[Web page code records]
■ ■ ■ ■

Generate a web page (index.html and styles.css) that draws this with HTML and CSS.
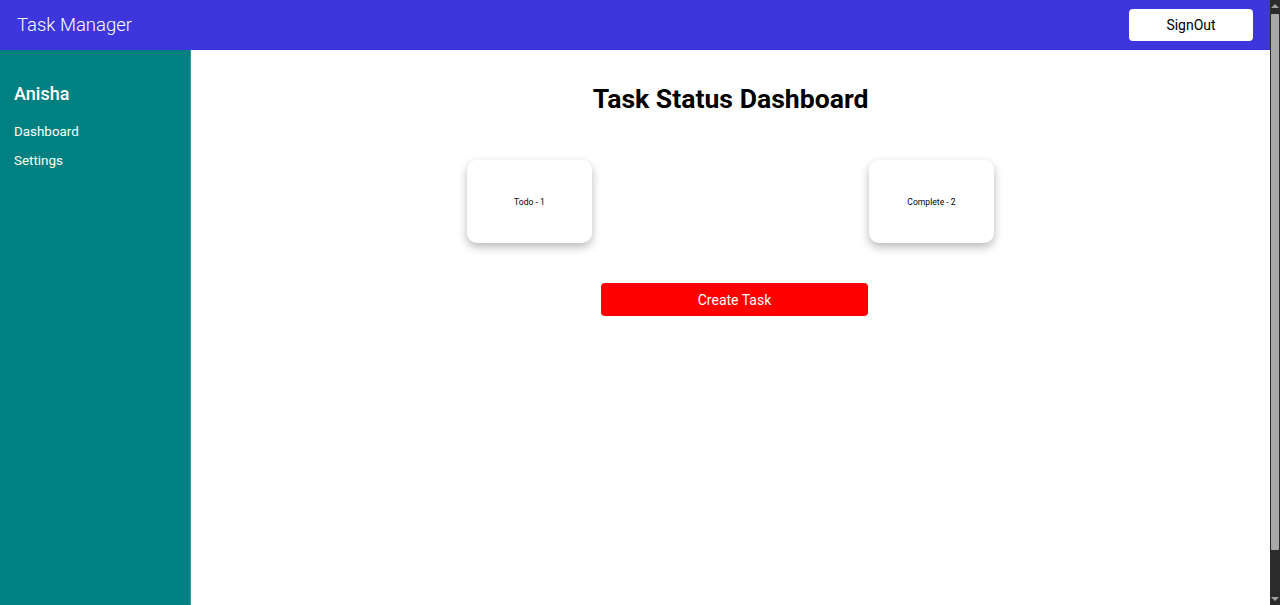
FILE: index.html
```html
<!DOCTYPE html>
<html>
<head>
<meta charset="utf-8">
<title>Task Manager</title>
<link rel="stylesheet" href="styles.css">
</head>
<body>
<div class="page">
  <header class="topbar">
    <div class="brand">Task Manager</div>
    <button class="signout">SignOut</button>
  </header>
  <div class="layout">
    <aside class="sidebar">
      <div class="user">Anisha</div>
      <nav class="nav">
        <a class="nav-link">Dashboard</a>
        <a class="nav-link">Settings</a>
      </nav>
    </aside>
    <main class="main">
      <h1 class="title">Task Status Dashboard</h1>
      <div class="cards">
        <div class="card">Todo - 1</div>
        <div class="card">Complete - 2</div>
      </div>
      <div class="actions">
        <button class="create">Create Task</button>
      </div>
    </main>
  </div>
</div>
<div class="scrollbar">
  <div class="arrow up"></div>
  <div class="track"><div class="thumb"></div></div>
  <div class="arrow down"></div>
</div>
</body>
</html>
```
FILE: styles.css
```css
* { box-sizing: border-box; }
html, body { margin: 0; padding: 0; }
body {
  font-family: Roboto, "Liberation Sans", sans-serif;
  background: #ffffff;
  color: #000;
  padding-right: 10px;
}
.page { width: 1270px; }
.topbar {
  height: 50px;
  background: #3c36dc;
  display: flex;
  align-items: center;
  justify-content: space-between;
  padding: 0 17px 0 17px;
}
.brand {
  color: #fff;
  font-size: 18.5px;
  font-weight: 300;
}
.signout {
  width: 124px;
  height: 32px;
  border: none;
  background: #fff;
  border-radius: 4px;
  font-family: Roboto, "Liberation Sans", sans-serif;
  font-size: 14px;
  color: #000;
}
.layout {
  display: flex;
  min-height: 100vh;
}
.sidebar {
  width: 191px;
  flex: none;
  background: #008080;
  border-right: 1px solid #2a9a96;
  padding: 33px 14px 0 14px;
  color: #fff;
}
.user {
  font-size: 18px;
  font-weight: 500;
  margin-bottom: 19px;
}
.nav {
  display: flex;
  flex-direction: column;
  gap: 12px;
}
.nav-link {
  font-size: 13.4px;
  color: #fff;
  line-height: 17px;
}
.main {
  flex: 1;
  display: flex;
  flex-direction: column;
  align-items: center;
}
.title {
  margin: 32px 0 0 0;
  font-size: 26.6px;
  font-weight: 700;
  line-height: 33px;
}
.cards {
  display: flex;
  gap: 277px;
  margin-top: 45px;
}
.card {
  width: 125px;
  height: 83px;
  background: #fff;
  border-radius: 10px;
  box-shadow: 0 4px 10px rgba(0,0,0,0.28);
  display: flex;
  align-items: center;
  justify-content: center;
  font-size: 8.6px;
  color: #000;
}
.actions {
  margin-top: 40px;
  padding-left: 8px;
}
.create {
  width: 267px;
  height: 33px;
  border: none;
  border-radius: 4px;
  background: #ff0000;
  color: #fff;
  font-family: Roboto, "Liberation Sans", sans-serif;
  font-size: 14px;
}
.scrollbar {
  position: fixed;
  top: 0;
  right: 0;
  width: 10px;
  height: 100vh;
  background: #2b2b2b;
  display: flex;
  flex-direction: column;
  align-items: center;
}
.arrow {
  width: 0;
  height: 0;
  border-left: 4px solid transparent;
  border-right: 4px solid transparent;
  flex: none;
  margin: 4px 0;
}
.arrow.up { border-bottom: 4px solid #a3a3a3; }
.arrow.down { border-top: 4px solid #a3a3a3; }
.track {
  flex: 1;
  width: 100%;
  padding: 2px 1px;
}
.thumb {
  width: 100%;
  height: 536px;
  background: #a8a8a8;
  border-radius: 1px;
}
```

■ ■ ■ ■

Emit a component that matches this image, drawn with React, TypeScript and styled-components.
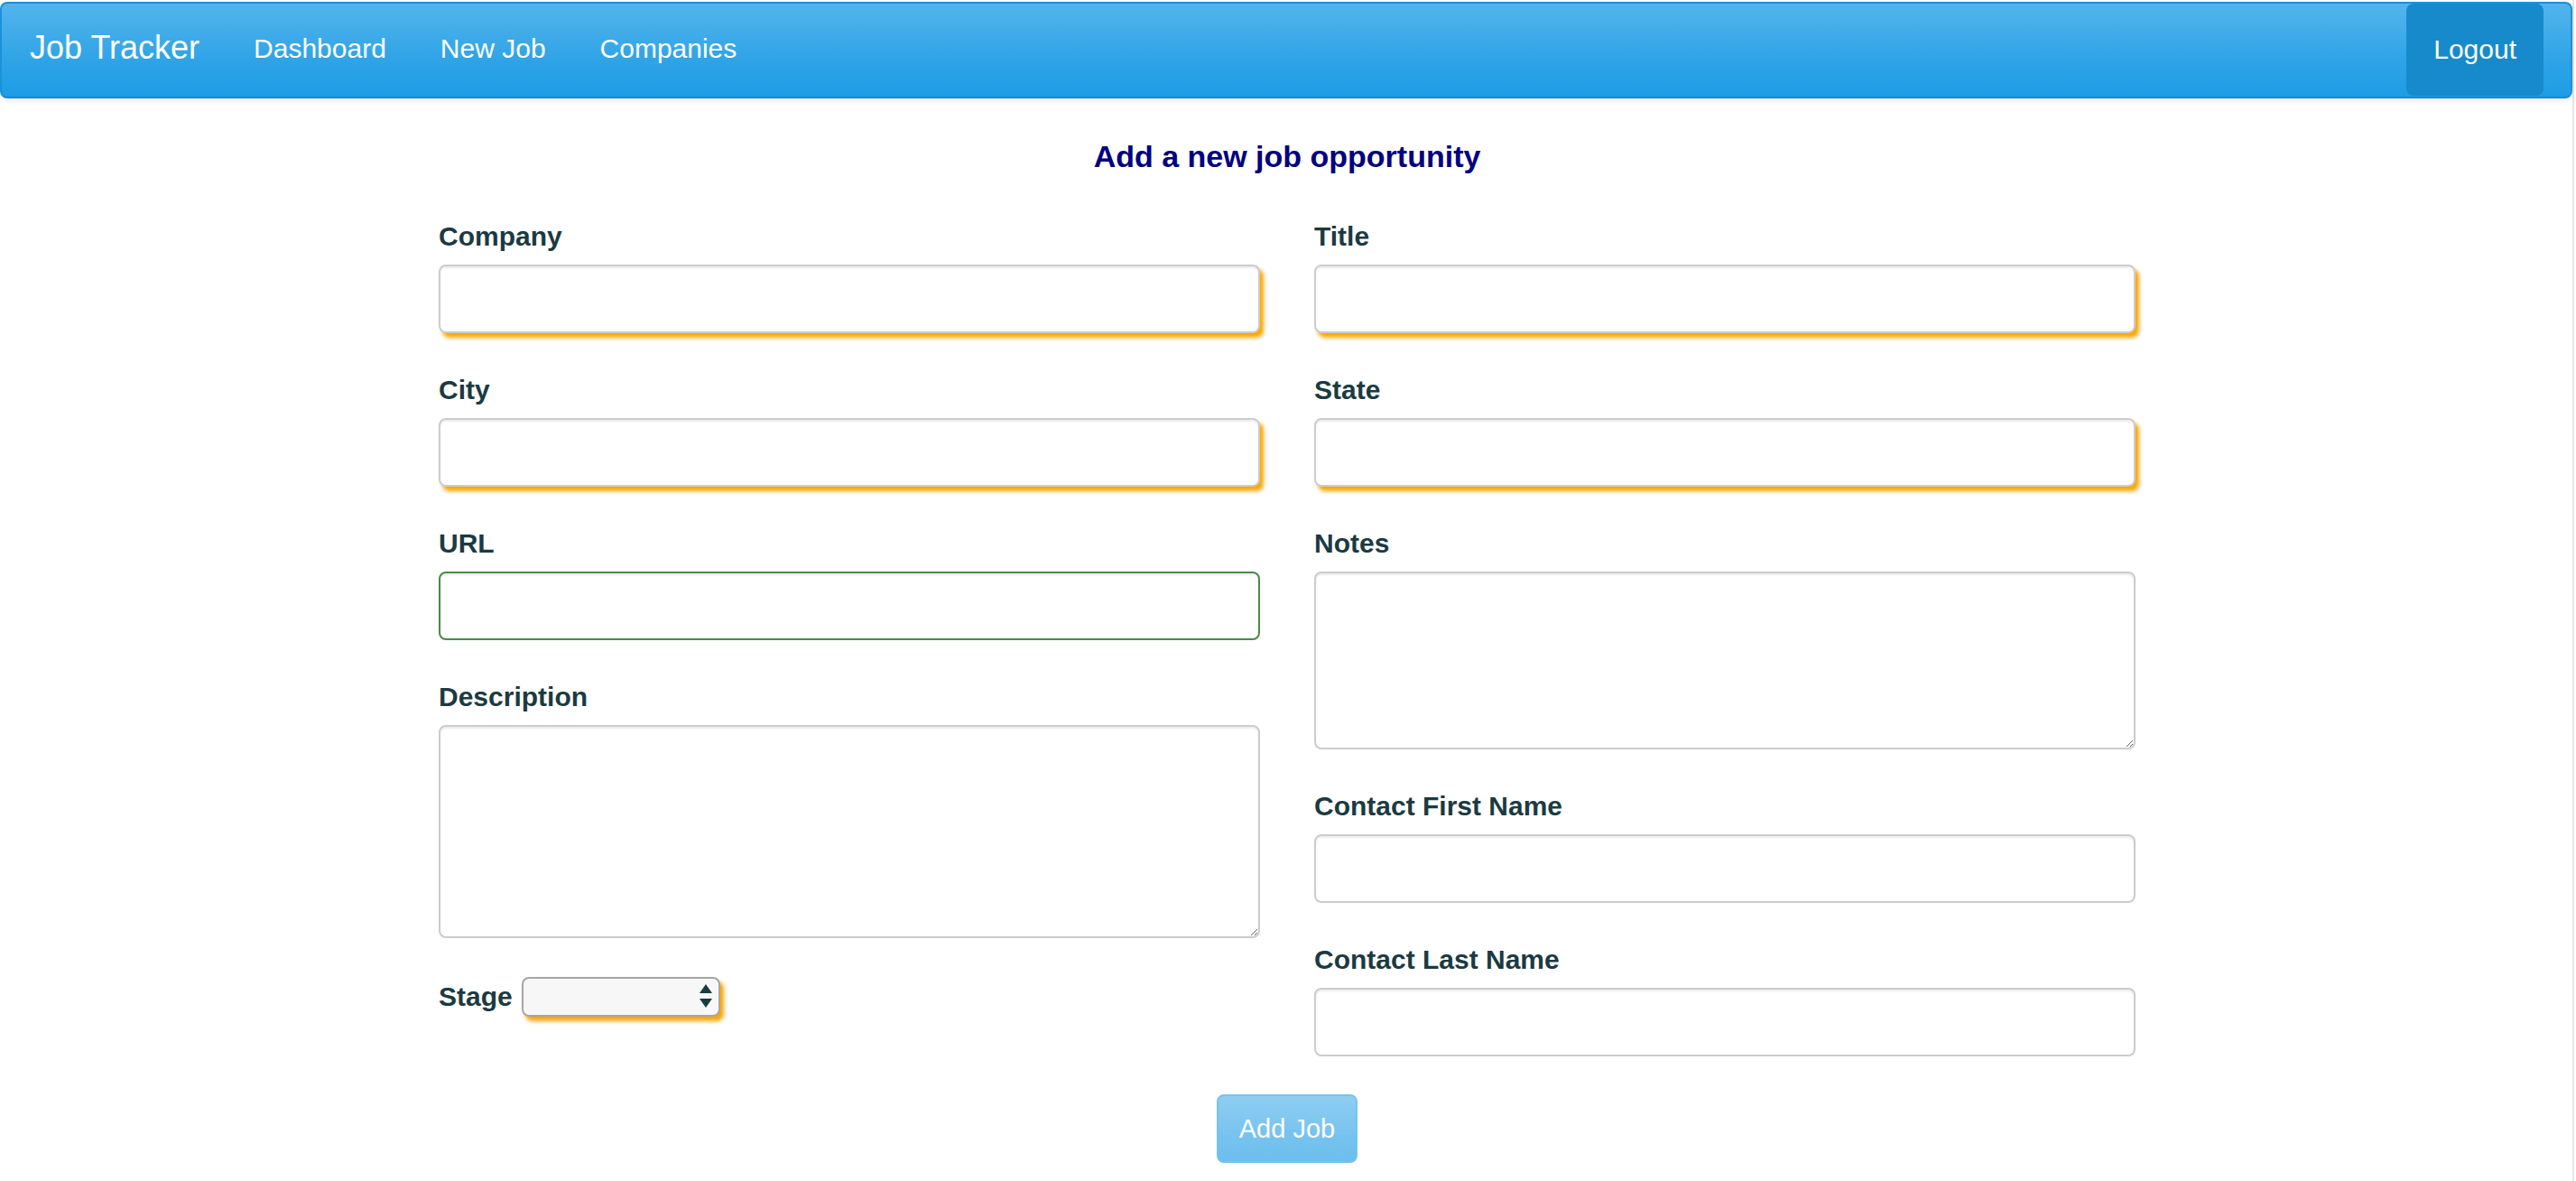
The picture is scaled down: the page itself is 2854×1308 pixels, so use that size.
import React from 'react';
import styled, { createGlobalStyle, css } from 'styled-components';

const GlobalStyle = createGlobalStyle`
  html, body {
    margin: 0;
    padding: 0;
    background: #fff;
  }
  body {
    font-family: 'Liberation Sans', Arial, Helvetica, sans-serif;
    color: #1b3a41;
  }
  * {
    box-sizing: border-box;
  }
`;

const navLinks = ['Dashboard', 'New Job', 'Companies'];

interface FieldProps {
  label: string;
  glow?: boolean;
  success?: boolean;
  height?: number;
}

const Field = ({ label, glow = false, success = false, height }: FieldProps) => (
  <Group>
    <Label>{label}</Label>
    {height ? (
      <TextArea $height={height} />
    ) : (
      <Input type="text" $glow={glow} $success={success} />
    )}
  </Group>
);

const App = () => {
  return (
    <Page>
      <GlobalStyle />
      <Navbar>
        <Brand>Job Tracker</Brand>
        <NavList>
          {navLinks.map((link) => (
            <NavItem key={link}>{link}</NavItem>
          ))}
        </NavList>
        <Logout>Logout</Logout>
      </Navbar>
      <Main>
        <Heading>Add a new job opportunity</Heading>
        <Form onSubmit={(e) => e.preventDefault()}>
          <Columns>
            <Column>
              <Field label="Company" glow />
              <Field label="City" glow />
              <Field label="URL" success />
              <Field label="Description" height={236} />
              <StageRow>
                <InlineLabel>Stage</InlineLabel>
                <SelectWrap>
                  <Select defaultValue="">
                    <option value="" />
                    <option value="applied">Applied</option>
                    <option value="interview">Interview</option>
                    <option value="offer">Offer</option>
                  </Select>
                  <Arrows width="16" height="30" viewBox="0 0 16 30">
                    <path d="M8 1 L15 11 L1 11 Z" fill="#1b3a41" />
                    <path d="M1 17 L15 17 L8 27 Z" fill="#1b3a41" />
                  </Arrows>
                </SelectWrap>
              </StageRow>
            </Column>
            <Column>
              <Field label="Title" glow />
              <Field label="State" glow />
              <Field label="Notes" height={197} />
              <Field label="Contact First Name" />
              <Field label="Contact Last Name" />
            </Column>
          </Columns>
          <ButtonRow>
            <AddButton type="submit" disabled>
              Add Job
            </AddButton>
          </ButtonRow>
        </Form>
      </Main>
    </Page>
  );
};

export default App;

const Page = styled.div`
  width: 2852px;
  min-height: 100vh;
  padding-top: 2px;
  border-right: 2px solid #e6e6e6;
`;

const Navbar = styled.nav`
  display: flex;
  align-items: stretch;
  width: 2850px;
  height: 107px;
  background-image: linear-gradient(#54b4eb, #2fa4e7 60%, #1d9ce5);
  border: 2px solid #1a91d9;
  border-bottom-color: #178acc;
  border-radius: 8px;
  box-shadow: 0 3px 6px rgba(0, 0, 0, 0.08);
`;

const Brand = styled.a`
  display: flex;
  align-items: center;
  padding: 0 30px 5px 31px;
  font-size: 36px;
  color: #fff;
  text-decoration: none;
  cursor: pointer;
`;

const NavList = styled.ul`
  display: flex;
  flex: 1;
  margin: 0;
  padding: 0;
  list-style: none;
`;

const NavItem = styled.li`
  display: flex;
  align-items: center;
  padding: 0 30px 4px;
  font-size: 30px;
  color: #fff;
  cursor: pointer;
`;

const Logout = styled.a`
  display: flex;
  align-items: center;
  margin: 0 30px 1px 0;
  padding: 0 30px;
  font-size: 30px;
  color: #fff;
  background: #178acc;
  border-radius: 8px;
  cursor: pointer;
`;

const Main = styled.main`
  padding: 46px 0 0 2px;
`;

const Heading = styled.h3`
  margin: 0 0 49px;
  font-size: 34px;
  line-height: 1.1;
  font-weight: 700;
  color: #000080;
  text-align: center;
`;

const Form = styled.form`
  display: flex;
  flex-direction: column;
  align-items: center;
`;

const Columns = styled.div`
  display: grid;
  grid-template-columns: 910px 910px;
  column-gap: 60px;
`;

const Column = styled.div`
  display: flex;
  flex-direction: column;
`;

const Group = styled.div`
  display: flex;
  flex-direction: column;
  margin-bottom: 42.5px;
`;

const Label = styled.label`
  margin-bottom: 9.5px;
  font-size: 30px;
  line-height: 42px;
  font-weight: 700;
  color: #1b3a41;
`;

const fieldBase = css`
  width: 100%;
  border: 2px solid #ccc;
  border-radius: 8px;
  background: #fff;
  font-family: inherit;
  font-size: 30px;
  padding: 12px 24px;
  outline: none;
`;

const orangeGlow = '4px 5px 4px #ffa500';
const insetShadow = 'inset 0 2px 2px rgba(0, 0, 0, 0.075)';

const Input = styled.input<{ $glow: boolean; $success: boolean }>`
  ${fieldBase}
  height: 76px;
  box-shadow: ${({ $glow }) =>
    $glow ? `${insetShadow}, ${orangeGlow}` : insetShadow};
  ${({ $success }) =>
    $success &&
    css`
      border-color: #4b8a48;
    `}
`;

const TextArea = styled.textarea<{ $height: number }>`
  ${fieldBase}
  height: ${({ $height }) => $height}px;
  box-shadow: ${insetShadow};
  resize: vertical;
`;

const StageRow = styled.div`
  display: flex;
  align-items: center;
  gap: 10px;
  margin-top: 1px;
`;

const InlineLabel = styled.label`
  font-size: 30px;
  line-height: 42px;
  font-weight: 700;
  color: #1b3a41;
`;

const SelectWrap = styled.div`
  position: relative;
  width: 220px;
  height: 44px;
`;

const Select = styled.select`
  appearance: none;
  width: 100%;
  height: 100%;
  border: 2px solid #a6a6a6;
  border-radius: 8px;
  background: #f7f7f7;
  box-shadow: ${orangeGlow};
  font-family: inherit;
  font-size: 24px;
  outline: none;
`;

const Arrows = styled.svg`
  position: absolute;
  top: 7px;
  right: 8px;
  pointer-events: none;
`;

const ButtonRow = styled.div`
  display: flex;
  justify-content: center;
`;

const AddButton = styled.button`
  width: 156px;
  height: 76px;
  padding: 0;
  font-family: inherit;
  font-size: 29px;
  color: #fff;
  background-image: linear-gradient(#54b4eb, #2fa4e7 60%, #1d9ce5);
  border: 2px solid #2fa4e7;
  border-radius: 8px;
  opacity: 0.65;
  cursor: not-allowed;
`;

■ ■ ■ ■

=== REQUIREMENTS ===
The first line to give again is the one with "Emit a component", and the last is the one with "const navLinks = ['Dashboard', 'New". Repeat them and everything between exactly, minus the pictures.

=== EXERCISE ANSWER ===
Emit a component that matches this image, drawn with React, TypeScript and styled-components.
The picture is scaled down: the page itself is 2854×1308 pixels, so use that size.
import React from 'react';
import styled, { createGlobalStyle, css } from 'styled-components';

const GlobalStyle = createGlobalStyle`
  html, body {
    margin: 0;
    padding: 0;
    background: #fff;
  }
  body {
    font-family: 'Liberation Sans', Arial, Helvetica, sans-serif;
    color: #1b3a41;
  }
  * {
    box-sizing: border-box;
  }
`;

const navLinks = ['Dashboard', 'New Job', 'Companies'];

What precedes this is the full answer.